Just like the rest of us, chefs aren’t immune to the thrill of meeting their favorite cookbook authors. While working as executive chef at Seattle’s Oceanaire Seafood Room, Davis played host to San Francisco-based Judy Rogers at a seafood event where he learned why the recipes in her “Zuni Cafe Cookbook” work so well.
“She’s meticulous and a perfectionist,” he recalls. “She’d count everything: items, plates, ingredients, over and over and over. If you read her cookbook, it’s not just, ‘here’s the recipe.’ It’s very detailed. And your finished product is not just something good — it’s something great.”
At their Richmond Beach bistro Hills’ Food & Wine, chefs Celestino Jimenez and Chris Hill keep dozens of cookbooks in the dining room, including such modern classics as David Thompson’s “Thai Food.” In addition to providing ideas for dipping sauces, says Jimenez, that book comes in handy when a customer asks, “What, exactly, is lemongrass?”
But he saves his highest praise for “Culinary Artistry,” used as a reference for food-pairings. “If I have a pomegranate, it will tell me what goes with it, what’s available that time of year,” says Jimenez, who bought six copies of the book to give away last Christmas.
Laurie Riedeman favors the food pairings and seasonal suggestions in “The Anatomy of a Dish,” a book she keeps handy at her tiny wine-soaked hideaway, Elemental@Gasworks. “It’s also a great menu-building cookbook,” says the self-taught chef and former waitress. “I’ll use that if I’m doing a private party because it says, ‘Do this salad with this soup.’ “
On the shelf in her open kitchen, patrons can view — and peruse — what she refers to as her “basics”: “Baking Illustrated,” “The Gourmet Cookbook,” “Vegetarian Cooking for Everyone” and “Martha Stewart Living,” from which she gleans recipes for “everything from the best pie crust I can make, to an elegant entree.”
For reference, Reideman keeps “The Complete Encyclopedia of Vegetables and Vegetarian Cooking” close at hand. Dillon’s go-to reference is Harold McGee’s vaunted “On Food and Cooking: The Science and Lore of the Kitchen,” a book he says deserves a shelf of its own.
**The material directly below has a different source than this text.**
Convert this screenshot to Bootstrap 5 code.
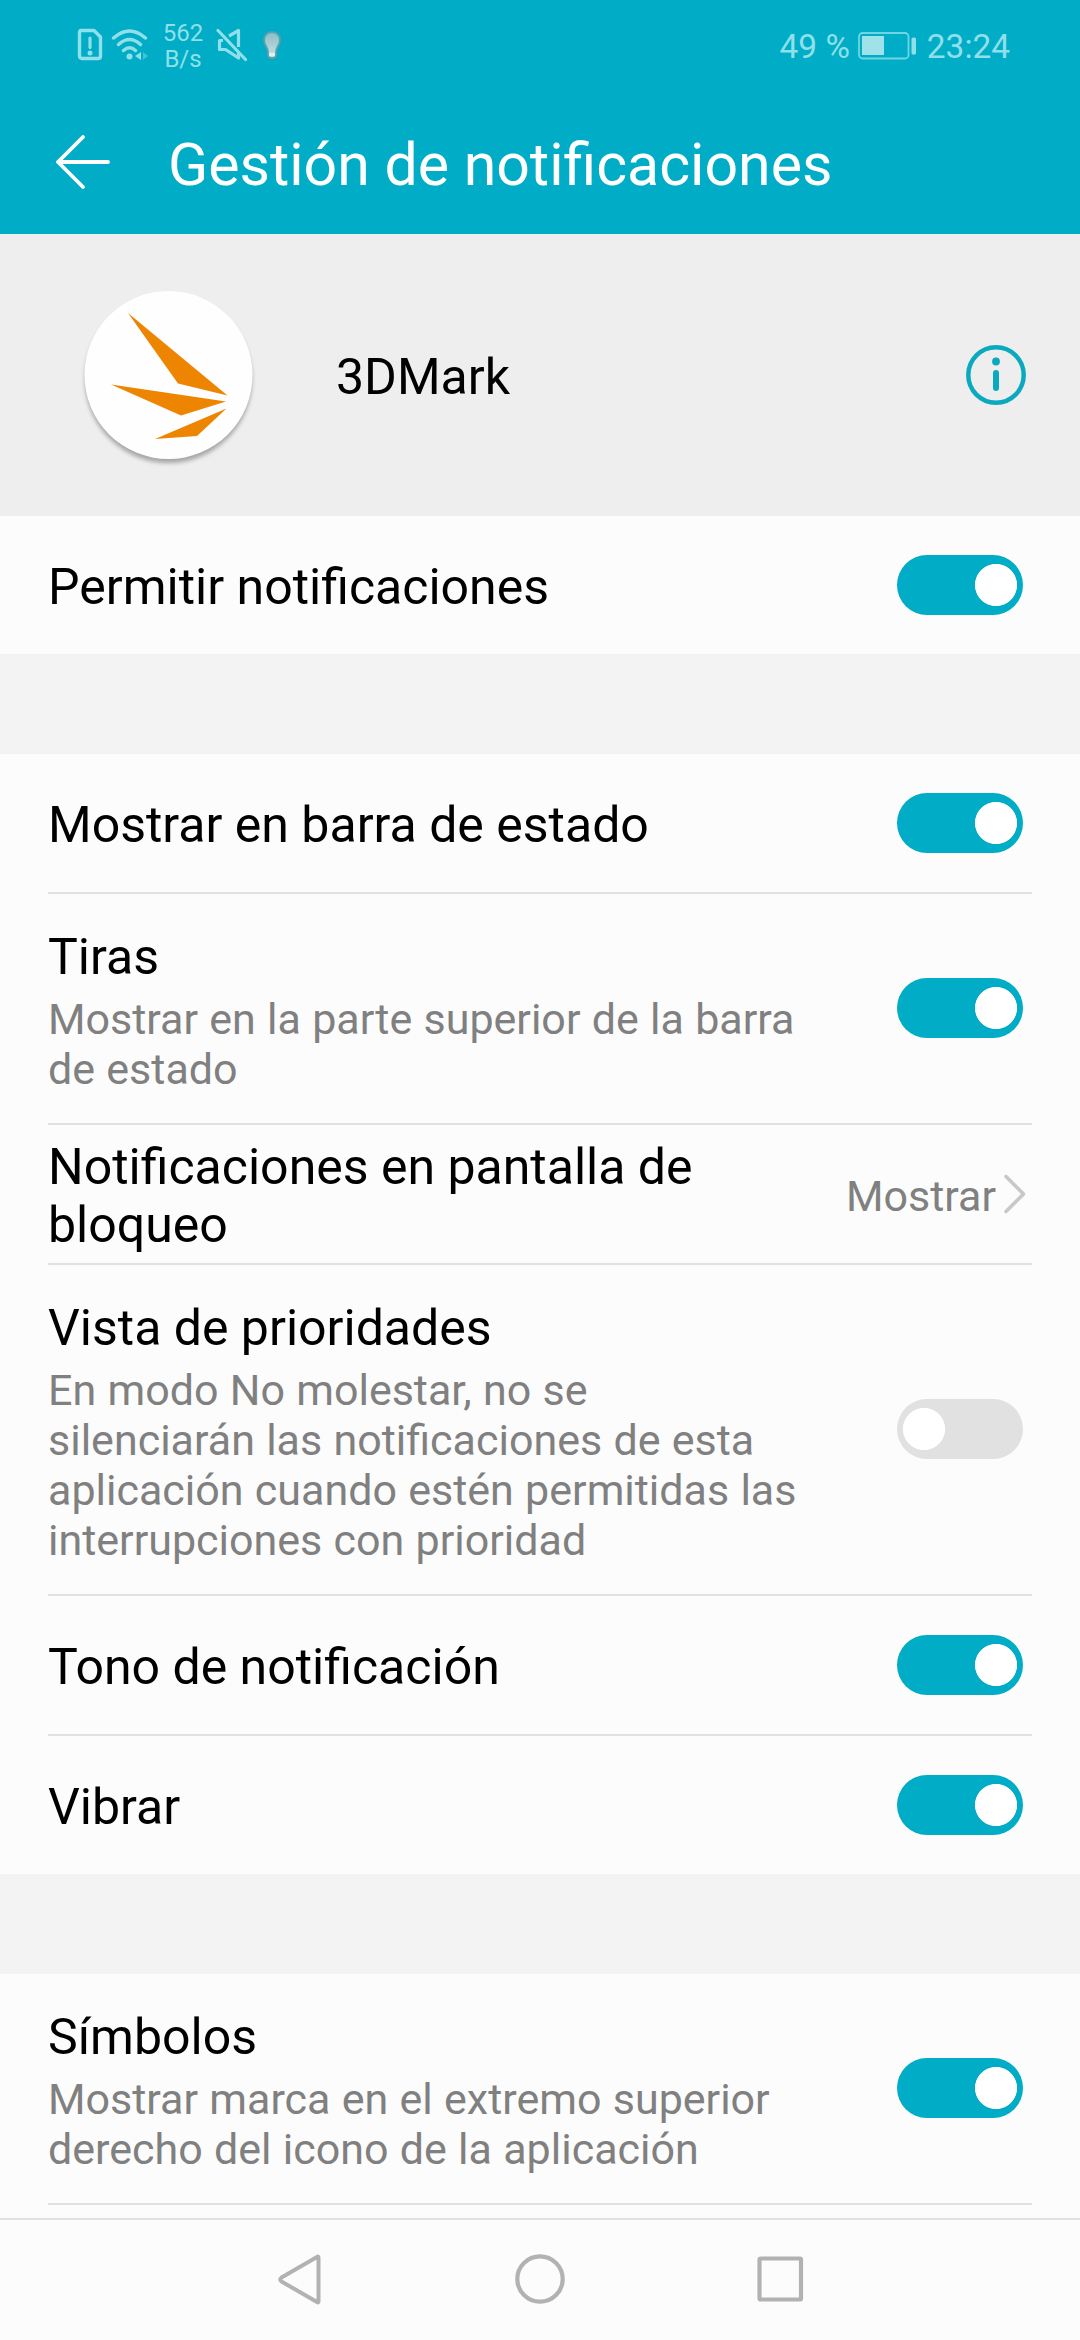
<!DOCTYPE html>
<html lang="es">
<head>
<meta charset="utf-8">
<meta name="viewport" content="width=device-width, initial-scale=1">
<title>Gestión de notificaciones</title>
<link href="https://cdn.jsdelivr.net/npm/bootstrap@5.3.0/dist/css/bootstrap.min.css" rel="stylesheet">
<style>
:root{--teal:#00acc6;--soft:#90e0ea;--surface:#fcfcfc;--line:#e1e1e1}
body{font-family:Roboto,"Noto Sans",sans-serif;background:#f3f3f3;color:#000}
svg{display:block;flex:none}
.screen{width:1080px;height:2340px}
.top-area{background:var(--teal);height:234px}
.status{height:90px;color:var(--soft);padding:0 70px 0 77px}
.speed{font-size:24px;line-height:26px;width:52px;margin:1px 0 0 8px}
.status-text{font-size:33.4px;line-height:40px}
.clock{padding-top:3px}
.ico-wifi{margin-left:8px}
.ico-mute{margin-left:7px}
.ico-bulb{margin-left:14px}
.ico-battery{margin:1px 9px 0 8px}
.ico-chevron{margin:0 -5px 0 6px}
.title-bar{height:144px;padding-left:56px}
.title-text{font-size:59px;line-height:70px;margin:5px 0 0 58px}
.app-head{background:#eee;height:282px;padding:0 54px 0 80px}
.app-name{font-size:50px;line-height:58px;padding-top:3px;margin-left:80px}
.group{background:var(--surface);padding:0 48px}
.group + .group{margin-top:100px}
.item{height:138px;padding-right:9px}
.item + .item,.rule{border-top:2px solid var(--line);height:140px}
.item.two-line{height:229px}
.item + .item.two-line{height:231px}
.item + .item.four-line{height:331px}
.labels{padding-top:4px}
.two-line .labels,.four-line .labels{padding-top:5px}
.label-main{font-size:50px;line-height:58px;white-space:nowrap}
.label-sub{font-size:43px;line-height:50px;color:#808080;margin:8px 0 1px;white-space:nowrap;word-spacing:.6px}
.value{font-size:43px;line-height:50px;color:#808080;padding-top:4px}
.form-check-input.toggle{width:126px;height:60px;margin:0;border:0;border-radius:30px;background-color:var(--line);background-image:radial-gradient(circle at 27px 30px,#fff 20.7px,transparent 21.4px);background-size:100% 100%;background-position:0 0;flex:none;opacity:1}
.form-check-input.toggle:checked{background-color:var(--teal);background-image:radial-gradient(circle at 99px 30px,#fff 20.7px,transparent 21.4px)}
.two-line .form-check-input.toggle,.four-line .form-check-input.toggle{margin-bottom:1px}
.last-group{height:244px}
.last-group .rule{height:13px}
.nav-keys{height:122px;background:var(--surface);border-top:2px solid var(--line)}
</style>
</head>
<body>
<div class="screen d-flex flex-column overflow-hidden">
  <header class="top-area">
    <div class="status d-flex align-items-center justify-content-between">
      <div class="d-flex align-items-center">
        <svg width="26" height="34" viewBox="0 0 26 34" fill="none" stroke="#90e0ea"><path d="M4 2.500H17L23.500 9V28Q23.500 30.500 21 30.500H5Q2.500 30.500 2.500 28V5Q2.500 2.500 4 2.500Z" stroke-width="3.400" stroke-linejoin="round"/><path d="M13 10V19.500" stroke-width="3.200" stroke-linecap="round"/><circle cx="13" cy="25" r="2.500" fill="#90e0ea" stroke="none"/></svg>
        <svg class="ico-wifi" width="38" height="34" viewBox="0 0 38 34" fill="none" stroke="#90e0ea" stroke-width="3.400" stroke-linecap="round"><path d="M2.500 10Q18.500-4 34.500 10M7.500 16.500Q18.500 6.500 29.500 16.500M12.500 22.500Q18.500 17 24.500 22.500"/><g stroke="none" fill="#90e0ea"><circle cx="18.500" cy="28.500" r="3"/><path d="M30 24V32L24 28Z"/><path d="M32 24V32L37 28Z" opacity=".45"/></g></svg>
        <div class="speed text-center">562<br>B/s</div>
        <svg class="ico-mute" width="32" height="34" viewBox="0 0 32 34" fill="none" stroke="#90e0ea" stroke-width="3.200" stroke-linejoin="round"><path d="M2 2.500L29.500 31.500" stroke-linecap="round"/><path d="M13 8L22.500 2.500V19M7 12.500H3.500V21.500H9.500L22.500 30V25"/></svg>
        <svg class="ico-bulb" width="20" height="34" viewBox="0 0 20 34"><defs><linearGradient id="bulb" x2="0" y2="1"><stop stop-color="#88bdc5"/><stop offset="1" stop-color="#cbe3e6"/></linearGradient></defs><path d="M10 4C5 4 2 7.500 2 12C2 17 6 19 6 24V27Q6 30 10 30Q14 30 14 27V24C14 19 18 17 18 12C18 7.500 15 4 10 4Z" fill="url(#bulb)" stroke="#58a2ac" stroke-width="1.800"/><path d="M7 25H13V28H7Z" fill="#e5eeee"/></svg>
      </div>
      <div class="d-flex align-items-center status-text">
        <span class="clock">49 %</span>
        <svg class="ico-battery" width="60" height="30" viewBox="0 0 60 30"><rect x="1" y="2" width="49.500" height="25.500" rx="3.500" fill="none" stroke="#70d5e2" stroke-width="1.800"/><path d="M4 5H26V24H4Z" fill="#a0e2ea"/><rect x="53.500" y="6.500" width="4.500" height="17" rx="1.500" fill="#90e0ea"/></svg>
        <span class="clock">23:24</span>
      </div>
    </div>
    <div class="title-bar d-flex align-items-center text-white">
      <svg width="54" height="56" viewBox="0 0 54 56" fill="none" stroke="#fff" stroke-width="3.800" stroke-linecap="round" stroke-linejoin="round"><path d="M27 3L2 28L27 53M2 28H52"/></svg>
      <h1 class="title-text fw-normal mb-0">Gestión de notificaciones</h1>
    </div>
  </header>

  <section class="app-head d-flex align-items-center">
    <svg width="176" height="188" viewBox="0 0 176 188"><defs><filter id="sh" x="-10%" y="-10%" width="120%" height="125%"><feGaussianBlur stdDeviation="2"/></filter></defs><circle cx="88.500" cy="98.500" r="83.500" fill="#a6a6a6" filter="url(#sh)"/><circle cx="88.500" cy="94" r="84" fill="#fefefe"/><g fill="#ee8500"><path d="M48 32L147.500 114.500L98 102.500Z"/><path d="M31 103.500L146 120.500L101 134.500Z"/><path d="M146.500 127.500L117 155L75 158Z"/></g></svg>
    <div class="app-name me-auto">3DMark</div>
    <svg width="60" height="60" viewBox="0 0 60 60"><circle cx="30" cy="30" r="27.700" fill="none" stroke="#0ba9c0" stroke-width="4.500"/><circle cx="30" cy="16.500" r="3.900" fill="#0ba9c0"/><path d="M30 28V43" stroke="#0ba9c0" stroke-width="6" stroke-linecap="round"/></svg>
  </section>

  <section class="group">
    <div class="item d-flex align-items-center justify-content-between"><div class="labels"><div class="label-main">Permitir notificaciones</div></div><input class="form-check-input toggle" type="checkbox" role="switch" aria-label="Permitir notificaciones" checked></div>
  </section>

  <section class="group">
    <div class="item d-flex align-items-center justify-content-between"><div class="labels"><div class="label-main">Mostrar en barra de estado</div></div><input class="form-check-input toggle" type="checkbox" role="switch" aria-label="Mostrar en barra de estado" checked></div>
    <div class="item two-line d-flex align-items-center justify-content-between"><div class="labels"><div class="label-main">Tiras</div><div class="label-sub">Mostrar en la parte superior de la barra<br>de estado</div></div><input class="form-check-input toggle" type="checkbox" role="switch" aria-label="Tiras" checked></div>
    <div class="item d-flex align-items-center justify-content-between"><div class="labels"><div class="label-main">Notificaciones en pantalla de<br>bloqueo</div></div>
      <div class="d-flex align-items-center"><span class="value">Mostrar</span><svg class="ico-chevron" width="26" height="42" viewBox="0 0 26 42" fill="none" stroke="#c8c8c8" stroke-width="3.600" stroke-linecap="round" stroke-linejoin="round"><path d="M4 3.500L21.500 21L4 38.500"/></svg></div></div>
    <div class="item four-line d-flex align-items-center justify-content-between"><div class="labels"><div class="label-main">Vista de prioridades</div><div class="label-sub">En modo No molestar, no se<br>silenciarán las notificaciones de esta<br>aplicación cuando estén permitidas las<br>interrupciones con prioridad</div></div><input class="form-check-input toggle" type="checkbox" role="switch" aria-label="Vista de prioridades"></div>
    <div class="item d-flex align-items-center justify-content-between"><div class="labels"><div class="label-main">Tono de notificación</div></div><input class="form-check-input toggle" type="checkbox" role="switch" aria-label="Tono de notificación" checked></div>
    <div class="item d-flex align-items-center justify-content-between"><div class="labels"><div class="label-main">Vibrar</div></div><input class="form-check-input toggle" type="checkbox" role="switch" aria-label="Vibrar" checked></div>
  </section>

  <section class="group last-group">
    <div class="item two-line d-flex align-items-center justify-content-between"><div class="labels"><div class="label-main">Símbolos</div><div class="label-sub">Mostrar marca en el extremo superior<br>derecho del icono de la aplicación</div></div><input class="form-check-input toggle" type="checkbox" role="switch" aria-label="Símbolos" checked></div>
    <div class="rule"></div>
  </section>

  <nav class="nav-keys d-flex align-items-center justify-content-center" aria-label="Navegación">
    <svg width="240" height="60" viewBox="0 0 240 60" fill="none" stroke="#b2b2b2" stroke-width="4" stroke-linejoin="round"><path d="M138.500 7.500V51.500Q138.500 53 137 52L101.500 31.500Q99 29.500 101.500 27.500L137 7Q138.500 6 138.500 7.500Z"/></svg>
    <svg width="240" height="60" viewBox="0 0 240 60" fill="none" stroke="#b2b2b2" stroke-width="4.200"><circle cx="120" cy="29" r="22.700"/></svg>
    <svg width="240" height="60" viewBox="0 0 240 60" fill="none" stroke="#b2b2b2" stroke-width="4.200"><rect x="99.500" y="8.500" width="41.500" height="41" rx="1"/></svg>
  </nav>
</div>
<script src="https://cdn.jsdelivr.net/npm/bootstrap@5.3.0/dist/js/bootstrap.bundle.min.js"></script>
</body>
</html>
Davis frequently turns to “Mushrooms Demystified,” which he describes as the Moby Dick of mushroom identification. But it’s the “Food Lover’s Companion,” a dictionary of food, drink and culinary terms, that you’ll find on the counter at his Steelhead Diner. That compact guide is there, he says, because “chefs are terrible spellers. When you write a new menu every day, it’s easy to misspell. And if I blow a round of menus, it costs me $25!”
Like those of us whose tattered copies of cherished cookery books — grandma’s “Joy of Cooking,” a dog-eared “Silver Palate” — chefs clearly have an emotional attachment to their favorite cookbooks.
When Riedeman moved into her first apartment, her mother gave her that copy of “Martha Stewart Living” inscribed, “To Laurie Elizabeth, love Mère et Père.” And when Dillon left the Herbfarm, he received a parting gift he’d never part with: a torn-up copy of “Feasts for All Seasons,” by Roy Andries de Groot.
What made the book so special, Dillon recalls, was that it was a gift from an elderly berry forager named Roy Beaman — a man “with a subtle passion” for blackcap raspberries and huckleberries. Though Dillon keeps that heartfelt gift at Sitka & Spruce, he admits “I’d probably make people wear gloves if they wanted to hold it.”